Are we to roast in the sun bake of unrelenting global warming, or will the planet right itself despite our species pillageing of the land and its energy resources?

Personally, I don't know. It's such a huge question. But, check out this Graph of CO2, temperature, and dust concentration measured from the Vostok, Antarctica ice core.

http://en.wikipedia.org/wiki/Image:Vostok-ice-core -petit.png

There is something completely different in the last 15 Kyrs with temperature. The pointy tip of the cycle is sawed off before matching the previous apex. Does that mean we are 15 Kyrs into a 28 Kyr interglacial period? No cooling help for another 13 Kyrs? Or is there something else worth noting? When did Panama rise up to block the ocean current? Gee, this is complicated.

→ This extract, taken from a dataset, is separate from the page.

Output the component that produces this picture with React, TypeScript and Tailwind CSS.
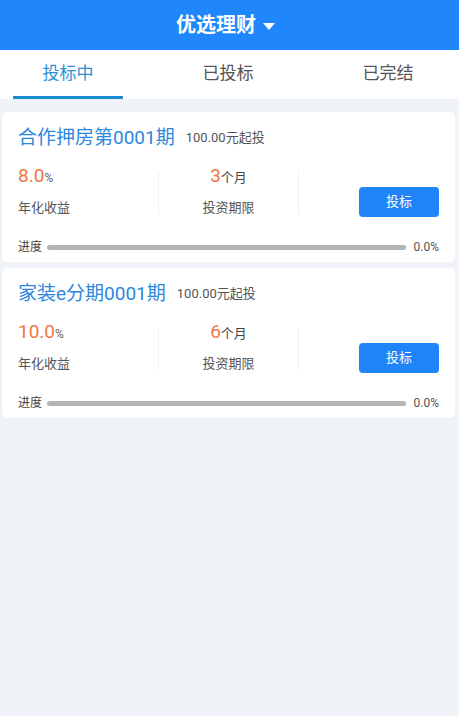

But, the CO2, while still climbing, is not out of wack from what should be predicted from previous cycles. It is not even "twice as high as they have ever been in the past 1 million years." Unless methane is unusually robust these days. (VBG)

But anyway, the graph doesn't support the theory that I was speaking from either. The previous interglacial didn't end abruptly within a 10 year period as the TV people said.

Perhaps when the summers get unbearable and ruminants quit farting for lack of grass and start dying by the train load, the plant life will come back and soak up some CO2. In the mean time, let's hope that the solar events are few and far between and that the ice don't run out before the party is over.